THE PARTIES AGREE AS FOLLOWS:



  1. DEFINITIONS
  2. 1.1 Definitions. In addition to the terms defined elsewhere in this Agreement, the following terms shall have the meanings set forth in this Section 1.1:

    "Action" means any action, suit, inquiry, notice of violation, proceeding (including any partial proceeding such as a deposition) or investigation pending or threatened in writing against or affecting Southwall or any Subsidiary or any of their respective properties before or by any Person, court, arbitrator, governmental or administrative agency, regulatory authority (federal, state, county, local or foreign), stock market, stock exchange or trading facility.

    "Affiliate" means any Person that, directly or indirectly through one or more intermediaries, controls or is controlled by or is under common control with a Person, as such terms are used in and construed under Rule 144 under the Securities Act.

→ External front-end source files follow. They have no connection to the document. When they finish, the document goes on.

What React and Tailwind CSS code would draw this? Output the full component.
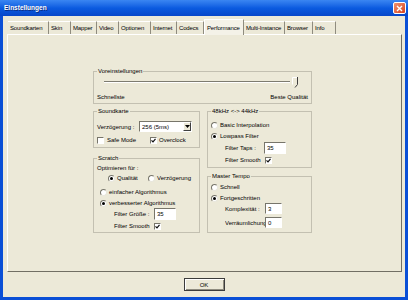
import React from 'react';

const Check = ({ checked }) => (
  <span className="w-[7px] h-[7px] shrink-0 bg-white border border-t-[#77756a] border-l-[#77756a] border-r-white border-b-white flex items-center justify-center">
    {checked && (
      <svg width="5" height="5" viewBox="0 0 5 5">
        <polyline points="0.5,2.3 2,3.8 4.5,0.8" fill="none" stroke="#111" strokeWidth="1.2" />
      </svg>
    )}
  </span>
);

const Radio = ({ checked }) => (
  <span className="w-[7px] h-[7px] shrink-0 rounded-full bg-white border border-t-[#77756a] border-l-[#77756a] border-r-[#e8e6dc] border-b-[#e8e6dc] flex items-center justify-center">
    {checked && <span className="w-[3px] h-[3px] rounded-full bg-black" />}
  </span>
);

const Field = ({ value, w, h }) => (
  <span className={`${w} ${h} bg-white border border-t-[#77756a] border-l-[#77756a] border-r-white border-b-white flex items-center pl-[2px]`}>
    {value}
  </span>
);

const Option = ({ checked, label, className = '' }) => (
  <div className={`flex items-center gap-[2px] h-[8px] ${className}`}>
    <Radio checked={checked} />
    <span>{label}</span>
  </div>
);

const tabs = [
  { name: 'Soundkarten', w: 'w-[41px]' },
  { name: 'Skin', w: 'w-[22px]' },
  { name: 'Mapper', w: 'w-[26px]' },
  { name: 'Video', w: 'w-[22px]' },
  { name: 'Optionen', w: 'w-[32px]' },
  { name: 'Internet', w: 'w-[26px]' },
  { name: 'Codecs', w: 'w-[27px]' },
  { name: 'Performance', w: 'w-[40px]', active: true },
  { name: 'Multi-Instance', w: 'w-[41px]' },
  { name: 'Browser', w: 'w-[28px]' },
  { name: 'Info', w: 'w-[23px]' },
];

const App = () => {
  return (
    <div className="w-[408px] h-[300px] flex flex-col bg-[#0a4fd6] font-['Liberation_Sans',Arial,sans-serif] text-[6px] leading-[8px] text-black overflow-hidden">
      {/* title bar */}
      <div className="h-[16px] shrink-0 flex items-center justify-between pl-[4px] pr-[2px] bg-gradient-to-b from-[#3a86f2] via-[#0b5be0] to-[#0747c9]">
        <span className="text-[6.5px] font-bold text-white [text-shadow:1px_1px_0_#0a2a80]">Einstellungen</span>
        <span className="w-[13px] h-[12px] rounded-[2px] border border-white bg-gradient-to-br from-[#f0926f] to-[#d43d16] flex items-center justify-center">
          <svg width="7" height="7" viewBox="0 0 7 7">
            <path d="M1 1 L6 6 M6 1 L1 6" stroke="white" strokeWidth="1.4" />
          </svg>
        </span>
      </div>

      {/* body */}
      <div className="flex-1 mx-[3px] mb-[3px] bg-[#ece9d8] flex flex-col pt-[3px]">
        <div className="flex items-end h-[15px] ml-[5px] tracking-[-0.15px]">
          {tabs.map((t) =>
            t.active ? (
              <div
                key={t.name}
                className={`${t.w} h-[16px] -mb-[1px] z-10 pl-[2px] flex items-center bg-[#f4f2e8] border-t border-l border-t-white border-l-white border-r border-r-[#8f8c7f] whitespace-nowrap`}
              >
                {t.name}
              </div>
            ) : (
              <div
                key={t.name}
                className={`${t.w} h-[13px] pl-[2px] flex items-center border-t border-t-white border-r border-r-[#8f8c7f] whitespace-nowrap`}
              >
                {t.name}
              </div>
            )
          )}
        </div>

        {/* panel */}
        <div className="h-[238px] ml-[4px] mr-[3px] border border-t-white border-l-white border-r-[#716f64] border-b-[#716f64] pl-[85px] pt-[32px]">
          <fieldset className="w-[219px] border border-[#c3c0b1] pl-[3px] pr-[3px] pb-[2px]">
            <legend className="px-[1px] leading-[8px]">Voreinstellungen</legend>
            <div className="flex h-[14px] items-center pl-[7px]">
              <div className="w-[186px] h-[2px] border-t border-t-[#7d7b70] border-b border-b-white" />
              <svg width="6" height="11" viewBox="0 0 6 11" className="ml-[2px]">
                <path d="M0.5 7.5 L0.5 0.5 L5 0.5" fill="none" stroke="#ffffff" />
                <path d="M5.5 0 L5.5 7.5 L3 10.5" fill="none" stroke="#404040" />
              </svg>
            </div>
            <div className="mt-[4px] flex justify-between">
              <span>Schnellste</span>
              <span>Beste Qualität</span>
            </div>
          </fieldset>

          <div className="flex gap-[7px] mt-[3px]">
            {/* left column */}
            <div className="w-[107px] flex flex-col">
              <fieldset className="border border-[#c3c0b1] pl-[3px] pr-[3px] pb-[3px]">
                <legend className="px-[1px] leading-[8px]">Soundkarte</legend>
                <div className="mt-[6px] h-[11px] flex items-center">
                  <span className="w-[42px]">Verzögerung :</span>
                  <span className="w-[53px] h-[11px] bg-white border border-t-[#77756a] border-l-[#77756a] border-r-white border-b-white flex items-center">
                    <span className="flex-1 pl-[2px]">256 (5ms)</span>
                    <span className="w-[8px] h-[9px] bg-[#ece9d8] border border-t-white border-l-white border-r-[#404040] border-b-[#404040] flex items-center justify-center">
                      <svg width="5" height="3" viewBox="0 0 5 3">
                        <path d="M0 0 L5 0 L2.5 3 Z" fill="#000" />
                      </svg>
                    </span>
                  </span>
                </div>
                <div className="mt-[4px] h-[8px] flex items-center">
                  <div className="w-[53px] flex items-center gap-[3px]">
                    <Check />
                    <span>Safe Mode</span>
                  </div>
                  <div className="flex items-center gap-[2px]">
                    <Check checked />
                    <span>Overclock</span>
                  </div>
                </div>
              </fieldset>

              <fieldset className="mt-[6px] border border-[#c3c0b1] pl-[3px] pr-[3px] pb-[2px]">
                <legend className="px-[1px] leading-[8px]">Scratch</legend>
                <div className="mt-[2px]">Optimieren für :</div>
                <div className="mt-[2px] h-[8px] pl-[11px] flex items-center">
                  <Option checked label="Qualität" className="w-[40px]" />
                  <Option label="Verzögerung" />
                </div>
                <Option label="einfacher Algorithmus" className="mt-[6px] pl-[3px]" />
                <Option checked label="verbesserter Algorithmus" className="mt-[3px] pl-[3px]" />
                <div className="mt-[1px] h-[12px] pl-[17px] flex items-center">
                  <span className="w-[40px]">Filter Größe :</span>
                  <Field value="35" w="w-[22px]" h="h-[12px]" />
                </div>
                <div className="mt-[2px] h-[8px] pl-[17px] flex items-center">
                  <span className="w-[40px]">Filter Smooth</span>
                  <Check checked />
                </div>
              </fieldset>
            </div>

            {/* right column */}
            <div className="w-[105px] flex flex-col">
              <fieldset className="border border-[#c3c0b1] pl-[3px] pr-[3px] pb-[3px]">
                <legend className="px-[1px] leading-[8px]">48kHz &lt;-&gt; 44kHz</legend>
                <Option label="Basic Interpolation" className="mt-[6px]" />
                <Option checked label="Lowpass Filter" className="mt-[3px]" />
                <div className="mt-[2px] h-[12px] pl-[14px] flex items-center">
                  <span className="w-[39px]">Filter Taps :</span>
                  <Field value="35" w="w-[22px]" h="h-[12px]" />
                </div>
                <div className="mt-[2px] h-[8px] pl-[14px] flex items-center">
                  <span className="w-[40px]">Filter Smooth</span>
                  <Check checked />
                </div>
              </fieldset>

              <fieldset className="mt-[4px] border border-[#c3c0b1] pl-[3px] pr-[3px] pb-[4px]">
                <legend className="px-[1px] leading-[8px]">Master Tempo</legend>
                <Option label="Schnell" className="mt-[3px]" />
                <Option checked label="Fortgeschritten" className="mt-[3px]" />
                <div className="mt-[1px] h-[11px] pl-[14px] flex items-center">
                  <span className="w-[40px]">Komplexität :</span>
                  <Field value="3" w="w-[17px]" h="h-[11px]" />
                </div>
                <div className="mt-[3px] h-[11px] pl-[14px] flex items-center">
                  <span className="w-[40px] overflow-hidden whitespace-nowrap">Verräumlichung</span>
                  <Field value="0" w="w-[17px]" h="h-[11px]" />
                </div>
              </fieldset>
            </div>
          </div>
        </div>

        {/* OK */}
        <div className="mt-[6px] flex justify-center">
          <button className="w-[41px] h-[13px] border border-[#3c3c3c] bg-[#ece9d8] shadow-[inset_1px_1px_0_#fff,inset_-1px_-1px_0_#8f8c7f] text-[6px] leading-[8px] font-['Liberation_Sans',Arial,sans-serif]">
            OK
          </button>
        </div>
      </div>
    </div>
  );
};

export default App;
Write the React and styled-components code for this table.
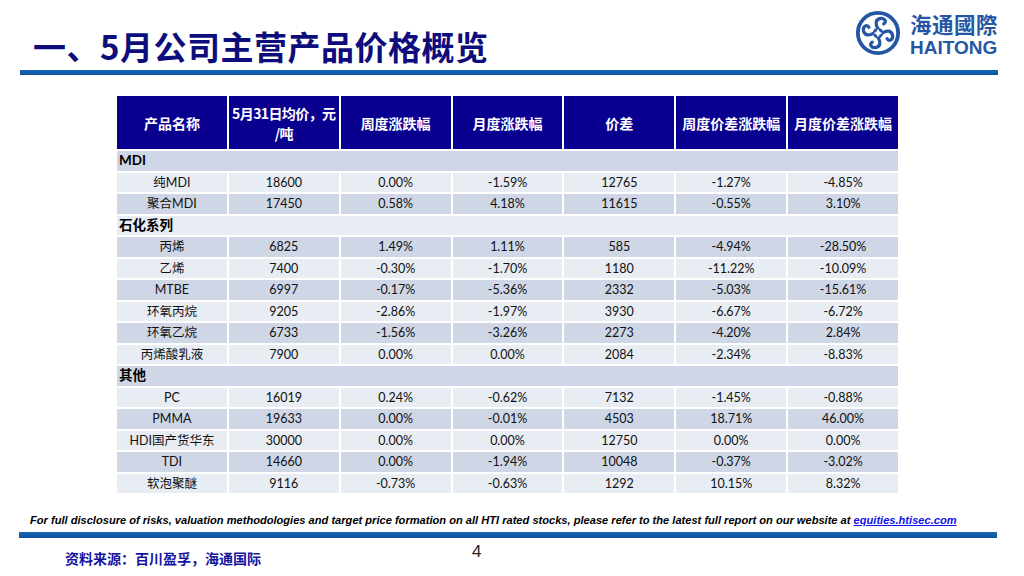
import React from "react";
import styled, { createGlobalStyle } from "styled-components";

const GlobalStyle = createGlobalStyle`
  html, body {
    margin: 0;
    padding: 0;
    background: #fff;
  }
`;

const cjk = `"Noto Sans CJK SC", "Noto Sans", sans-serif`;
const latin = `Lato, "Noto Sans CJK SC", sans-serif`;

const groups = [
  {
    name: "MDI",
    rows: [
      ["纯MDI", "18600", "0.00%", "-1.59%", "12765", "-1.27%", "-4.85%"],
      ["聚合MDI", "17450", "0.58%", "4.18%", "11615", "-0.55%", "3.10%"],
    ],
  },
  {
    name: "石化系列",
    rows: [
      ["丙烯", "6825", "1.49%", "1.11%", "585", "-4.94%", "-28.50%"],
      ["乙烯", "7400", "-0.30%", "-1.70%", "1180", "-11.22%", "-10.09%"],
      ["MTBE", "6997", "-0.17%", "-5.36%", "2332", "-5.03%", "-15.61%"],
      ["环氧丙烷", "9205", "-2.86%", "-1.97%", "3930", "-6.67%", "-6.72%"],
      ["环氧乙烷", "6733", "-1.56%", "-3.26%", "2273", "-4.20%", "2.84%"],
      ["丙烯酸乳液", "7900", "0.00%", "0.00%", "2084", "-2.34%", "-8.83%"],
    ],
  },
  {
    name: "其他",
    rows: [
      ["PC", "16019", "0.24%", "-0.62%", "7132", "-1.45%", "-0.88%"],
      ["PMMA", "19633", "0.00%", "-0.01%", "4503", "18.71%", "46.00%"],
      ["HDI国产货华东", "30000", "0.00%", "0.00%", "12750", "0.00%", "0.00%"],
      ["TDI", "14660", "0.00%", "-1.94%", "10048", "-0.37%", "-3.02%"],
      ["软泡聚醚", "9116", "-0.73%", "-0.63%", "1292", "10.15%", "8.32%"],
    ],
  },
];

const Page = styled.div`
  width: 1024px;
  height: 576px;
  overflow: hidden;
  background: #fff;
  display: flex;
  flex-direction: column;
`;

const Header = styled.div`
  height: 70px;
  display: flex;
  justify-content: space-between;
  align-items: flex-end;
  padding: 0 26px 0 33px;
`;

const Title = styled.h1`
  margin: 0 0 4px;
  font-family: ${cjk};
  font-weight: 700;
  font-size: 33px;
  line-height: 40px;
  color: #0d0d7c;
  letter-spacing: 0.5px;
`;

const Logo = styled.div`
  display: flex;
  align-items: center;
  gap: 9px;
  margin-bottom: 14px;
  color: #2456a4;
`;

const LogoText = styled.div`
  display: flex;
  flex-direction: column;
  align-items: flex-start;
  gap: 3px;
`;

const LogoCn = styled.span`
  font-family: ${cjk};
  font-weight: 700;
  font-size: 21.5px;
  line-height: 27px;
  letter-spacing: 0.5px;
`;

const LogoEn = styled.span`
  font-family: "Liberation Sans", Arial, sans-serif;
  font-weight: 700;
  font-size: 19px;
  line-height: 16px;
`;

const Rule = styled.div`
  margin-left: ${(p) => p.$left}px;
  width: ${(p) => p.$width}px;
  height: ${(p) => p.$height}px;
  background: linear-gradient(#1a66b4, #0b52a0);
  flex-shrink: 0;
`;

const Table = styled.div`
  margin: 21px 0 0 117px;
  width: 781px;
  display: grid;
  grid-template-columns: repeat(7, 1fr);
  column-gap: 2px;
  row-gap: 2px;
`;

const HeadCell = styled.div`
  height: 53px;
  background: #0a0090;
  color: #fff;
  font-family: ${cjk};
  font-weight: 700;
  font-size: 14px;
  line-height: 20px;
  display: flex;
  flex-direction: column;
  align-items: center;
  justify-content: ${(p) => (p.$top ? "flex-start" : "center")};
  text-align: center;
  white-space: nowrap;
  letter-spacing: ${(p) => (p.$top ? "-0.6px" : "0")};
  padding-top: ${(p) => (p.$top ? "7px" : "0")};
  box-sizing: border-box;
  overflow: hidden;
`;

const GroupCell = styled.div`
  grid-column: 1 / -1;
  height: 19.5px;
  background: ${(p) => (p.$dark ? "#cfd6e5" : "#e8ecf3")};
  font-family: ${latin};
  font-weight: 700;
  font-size: 13.5px;
  line-height: 19.5px;
  color: #000;
  padding-left: 2px;
`;

const Cell = styled.div`
  height: 19.5px;
  background: ${(p) => (p.$dark ? "#cfd6e5" : "#e8ecf3")};
  font-family: ${latin};
  font-size: 12.5px;
  line-height: 19.5px;
  color: #111;
  text-align: center;
  white-space: nowrap;
`;

const Disclaimer = styled.p`
  margin: 20px 0 5px 30px;
  font-family: "Liberation Sans", Arial, sans-serif;
  font-style: italic;
  font-weight: 700;
  font-size: 11.1px;
  line-height: 14px;
  color: #000;
  white-space: nowrap;

  a {
    color: #1010ee;
    text-decoration: underline;
  }
`;

const Bottom = styled.div`
  display: flex;
  padding-left: 65px;
`;

const Source = styled.div`
  width: 407px;
  margin-top: 12px;
  font-family: ${cjk};
  font-weight: 700;
  font-size: 14px;
  line-height: 16px;
  color: #1414a0;
`;

const PageNum = styled.div`
  margin-top: 4px;
  font-family: "Liberation Sans", Arial, sans-serif;
  font-size: 17px;
  line-height: 20px;
  color: #222;
`;

function LogoMark() {
  const arm = "M24 19.5 C 21 15, 21 10, 26.5 8.8 C 31 8, 33.5 12.5, 30 14.5";
  return (
    <svg width="46" height="46" viewBox="0 0 48 48">
      <circle cx="24" cy="24" r="21" fill="none" stroke="currentColor" strokeWidth="4" />
      {[0, 90, 180, 270].map((r) => (
        <path
          key={r}
          d={arm}
          fill="none"
          stroke="currentColor"
          strokeWidth="3.4"
          strokeLinecap="round"
          transform={`rotate(${r} 24 24)`}
        />
      ))}
      <circle cx="24" cy="24" r="5.5" fill="currentColor" />
      <path d="M24 19.5 Q25 23 28.5 24 Q25 25 24 28.5 Q23 25 19.5 24 Q23 23 24 19.5Z" fill="#fff" />
    </svg>
  );
}

export default function App() {
  let idx = 0;
  return (
    <Page>
      <GlobalStyle />
      <Header>
        <Title>一、5月公司主营产品价格概览</Title>
        <Logo>
          <LogoMark />
          <LogoText>
            <LogoCn>海通國際</LogoCn>
            <LogoEn>HAITONG</LogoEn>
          </LogoText>
        </Logo>
      </Header>
      <Rule $left={20} $width={978} $height={5} />

      <Table>
        <HeadCell>产品名称</HeadCell>
        <HeadCell $top>
          <span>5月31日均价，元</span>
          <span>/吨</span>
        </HeadCell>
        <HeadCell>周度涨跌幅</HeadCell>
        <HeadCell>月度涨跌幅</HeadCell>
        <HeadCell>价差</HeadCell>
        <HeadCell>周度价差涨跌幅</HeadCell>
        <HeadCell>月度价差涨跌幅</HeadCell>
        {groups.map((g) => {
          const gDark = idx++ % 2 === 0;
          return (
            <React.Fragment key={g.name}>
              <GroupCell $dark={gDark}>{g.name}</GroupCell>
              {g.rows.map((row) => {
                const dark = idx++ % 2 === 0;
                return row.map((v, i) => (
                  <Cell key={row[0] + i} $dark={dark}>
                    {v}
                  </Cell>
                ));
              })}
            </React.Fragment>
          );
        })}
      </Table>

      <Disclaimer>
        For full disclosure of risks, valuation methodologies and target price formation on all HTI rated
        stocks, please refer to the latest full report on our website at{" "}
        <a href="#">equities.htisec.com</a>
      </Disclaimer>
      <Rule $left={19} $width={978} $height={6} />
      <Bottom>
        <Source>资料来源：百川盈孚，海通国际</Source>
        <PageNum>4</PageNum>
      </Bottom>
    </Page>
  );
}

    "Amended and Restated Certificate of Designation" means the Amended and Restated Certificate of Designation, Preferences and Rights of Series A 10% Cumulative Convertible Preferred Stock, in the form attached as Exhibit A hereto, setting forth the terms and conditions of the Series A Preferred Stock.

    "Amended and Restated Registration Rights Agreement" means the Amended and Restated Registration Rights Agreement, dated as of the date of this Agreement, among Southwall, Needham & Company, the Convertible Notes Purchasers, the Bank and certain other parties, in the form of Exhibit B attached to this Agreement.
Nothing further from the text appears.